### OBJECTIVE
Identify the lines that contain the word "this", then copy them.

### GIVEN INFORMATION
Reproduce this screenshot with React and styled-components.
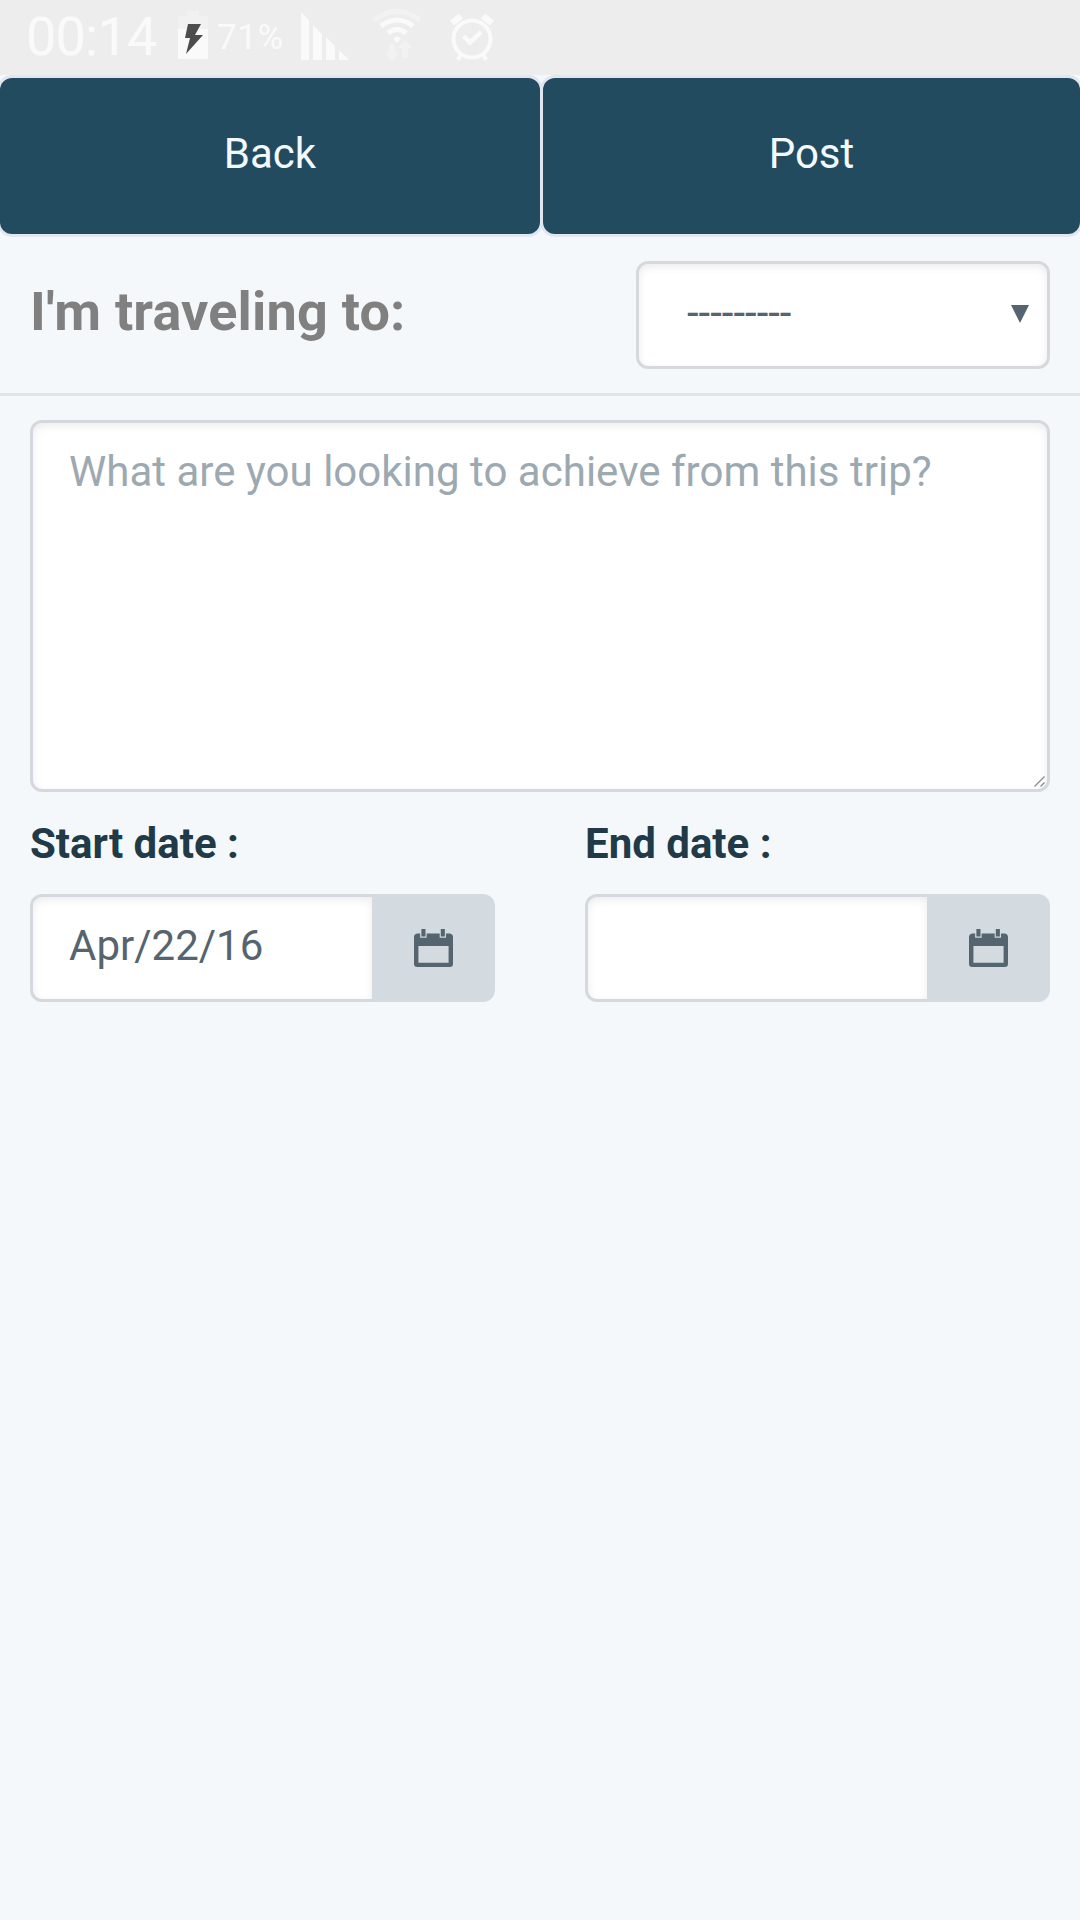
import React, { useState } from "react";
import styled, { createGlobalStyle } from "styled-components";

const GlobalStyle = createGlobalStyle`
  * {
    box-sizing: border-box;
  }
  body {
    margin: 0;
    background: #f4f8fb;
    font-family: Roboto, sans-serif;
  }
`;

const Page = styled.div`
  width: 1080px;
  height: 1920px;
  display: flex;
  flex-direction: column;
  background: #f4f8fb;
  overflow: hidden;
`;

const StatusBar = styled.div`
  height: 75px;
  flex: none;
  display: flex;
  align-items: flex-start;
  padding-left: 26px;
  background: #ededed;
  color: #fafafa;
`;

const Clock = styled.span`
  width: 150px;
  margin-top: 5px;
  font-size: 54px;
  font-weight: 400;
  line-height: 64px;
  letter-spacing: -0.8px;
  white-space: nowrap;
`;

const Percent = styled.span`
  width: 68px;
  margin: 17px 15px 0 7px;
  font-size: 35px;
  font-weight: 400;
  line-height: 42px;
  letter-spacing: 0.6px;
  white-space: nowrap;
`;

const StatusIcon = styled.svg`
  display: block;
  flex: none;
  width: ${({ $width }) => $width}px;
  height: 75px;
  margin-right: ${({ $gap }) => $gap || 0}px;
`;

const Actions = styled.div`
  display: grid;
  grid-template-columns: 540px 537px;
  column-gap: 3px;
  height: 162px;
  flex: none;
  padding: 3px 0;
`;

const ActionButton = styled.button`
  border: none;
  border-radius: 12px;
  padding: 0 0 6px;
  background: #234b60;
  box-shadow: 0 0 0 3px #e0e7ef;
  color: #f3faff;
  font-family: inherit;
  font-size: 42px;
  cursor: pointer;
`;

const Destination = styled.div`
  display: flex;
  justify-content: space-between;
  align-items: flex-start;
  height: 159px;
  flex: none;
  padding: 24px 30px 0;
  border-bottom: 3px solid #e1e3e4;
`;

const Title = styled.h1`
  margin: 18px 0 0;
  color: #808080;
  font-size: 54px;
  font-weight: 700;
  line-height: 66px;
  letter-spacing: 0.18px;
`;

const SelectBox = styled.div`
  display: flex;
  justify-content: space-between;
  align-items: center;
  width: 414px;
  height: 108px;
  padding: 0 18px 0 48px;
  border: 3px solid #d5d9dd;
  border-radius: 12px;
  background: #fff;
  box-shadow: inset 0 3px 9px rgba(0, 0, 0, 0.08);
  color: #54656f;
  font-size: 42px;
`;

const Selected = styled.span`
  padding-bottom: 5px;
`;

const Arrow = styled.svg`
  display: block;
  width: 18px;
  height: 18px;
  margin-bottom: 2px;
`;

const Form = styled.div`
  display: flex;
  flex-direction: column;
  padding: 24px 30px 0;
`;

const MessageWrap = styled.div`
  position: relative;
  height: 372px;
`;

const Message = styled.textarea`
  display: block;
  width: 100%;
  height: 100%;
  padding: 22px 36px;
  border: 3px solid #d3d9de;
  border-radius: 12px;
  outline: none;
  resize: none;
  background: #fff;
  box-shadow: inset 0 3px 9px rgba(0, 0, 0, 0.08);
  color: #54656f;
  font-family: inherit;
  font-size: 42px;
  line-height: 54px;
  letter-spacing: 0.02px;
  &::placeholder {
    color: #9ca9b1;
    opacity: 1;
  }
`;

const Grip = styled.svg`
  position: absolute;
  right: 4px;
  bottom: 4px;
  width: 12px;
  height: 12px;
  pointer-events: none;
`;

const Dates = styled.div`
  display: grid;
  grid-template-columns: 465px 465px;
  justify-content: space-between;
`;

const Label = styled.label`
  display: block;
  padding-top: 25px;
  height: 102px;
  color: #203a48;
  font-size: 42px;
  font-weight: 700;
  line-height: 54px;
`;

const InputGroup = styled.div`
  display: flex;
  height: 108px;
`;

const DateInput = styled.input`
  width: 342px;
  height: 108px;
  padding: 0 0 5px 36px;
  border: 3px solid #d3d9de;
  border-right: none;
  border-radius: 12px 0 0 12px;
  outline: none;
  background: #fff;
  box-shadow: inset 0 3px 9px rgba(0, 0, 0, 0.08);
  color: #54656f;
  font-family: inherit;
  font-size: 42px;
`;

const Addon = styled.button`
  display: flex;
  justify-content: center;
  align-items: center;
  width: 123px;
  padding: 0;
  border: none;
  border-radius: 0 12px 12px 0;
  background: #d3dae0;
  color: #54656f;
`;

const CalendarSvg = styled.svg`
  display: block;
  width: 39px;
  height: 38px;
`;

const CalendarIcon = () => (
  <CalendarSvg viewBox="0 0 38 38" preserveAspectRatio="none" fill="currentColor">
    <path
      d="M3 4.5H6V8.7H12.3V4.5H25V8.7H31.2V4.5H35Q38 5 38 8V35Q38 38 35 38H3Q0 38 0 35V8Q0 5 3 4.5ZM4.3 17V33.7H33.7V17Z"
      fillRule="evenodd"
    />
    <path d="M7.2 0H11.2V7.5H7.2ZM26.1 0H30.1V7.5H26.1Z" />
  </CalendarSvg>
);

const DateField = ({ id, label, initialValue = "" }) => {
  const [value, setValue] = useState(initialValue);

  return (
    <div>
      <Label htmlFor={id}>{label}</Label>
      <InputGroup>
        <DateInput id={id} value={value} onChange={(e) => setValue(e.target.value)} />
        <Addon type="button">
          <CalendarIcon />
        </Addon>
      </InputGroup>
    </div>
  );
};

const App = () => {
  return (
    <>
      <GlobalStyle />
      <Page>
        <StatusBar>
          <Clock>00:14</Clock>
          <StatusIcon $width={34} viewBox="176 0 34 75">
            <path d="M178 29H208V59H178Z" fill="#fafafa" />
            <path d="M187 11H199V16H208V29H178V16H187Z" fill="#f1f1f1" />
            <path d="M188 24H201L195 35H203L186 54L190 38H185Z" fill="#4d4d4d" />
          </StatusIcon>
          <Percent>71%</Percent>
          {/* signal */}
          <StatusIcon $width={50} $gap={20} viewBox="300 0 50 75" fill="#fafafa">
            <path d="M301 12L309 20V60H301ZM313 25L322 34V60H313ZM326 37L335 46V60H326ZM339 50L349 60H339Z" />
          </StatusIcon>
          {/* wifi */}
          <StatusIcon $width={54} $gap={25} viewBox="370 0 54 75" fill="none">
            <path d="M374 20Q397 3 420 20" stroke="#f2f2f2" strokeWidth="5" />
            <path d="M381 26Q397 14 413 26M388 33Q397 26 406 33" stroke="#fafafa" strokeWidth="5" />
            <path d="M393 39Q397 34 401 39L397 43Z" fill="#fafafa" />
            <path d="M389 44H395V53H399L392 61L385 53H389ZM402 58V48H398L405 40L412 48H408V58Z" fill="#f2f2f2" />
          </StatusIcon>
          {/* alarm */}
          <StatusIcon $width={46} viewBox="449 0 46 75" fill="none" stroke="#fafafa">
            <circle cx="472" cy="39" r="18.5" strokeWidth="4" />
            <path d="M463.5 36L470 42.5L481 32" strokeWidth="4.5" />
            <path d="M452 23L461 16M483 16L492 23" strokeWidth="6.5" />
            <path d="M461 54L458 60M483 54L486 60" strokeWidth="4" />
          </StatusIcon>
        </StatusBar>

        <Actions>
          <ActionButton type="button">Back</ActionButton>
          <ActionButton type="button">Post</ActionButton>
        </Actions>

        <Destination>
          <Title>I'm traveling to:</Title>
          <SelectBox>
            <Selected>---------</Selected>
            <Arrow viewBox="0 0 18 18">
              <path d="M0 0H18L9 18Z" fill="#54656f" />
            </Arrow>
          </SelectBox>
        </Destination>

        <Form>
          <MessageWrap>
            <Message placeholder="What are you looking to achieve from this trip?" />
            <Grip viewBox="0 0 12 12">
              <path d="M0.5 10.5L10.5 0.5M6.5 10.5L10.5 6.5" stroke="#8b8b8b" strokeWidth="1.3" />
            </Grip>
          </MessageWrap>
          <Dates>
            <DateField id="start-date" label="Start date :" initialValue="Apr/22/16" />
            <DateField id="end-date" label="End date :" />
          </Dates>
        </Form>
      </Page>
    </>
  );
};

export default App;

### TASK RESPONSE
Reproduce this screenshot with React and styled-components.
            <Message placeholder="What are you looking to achieve from this trip?" />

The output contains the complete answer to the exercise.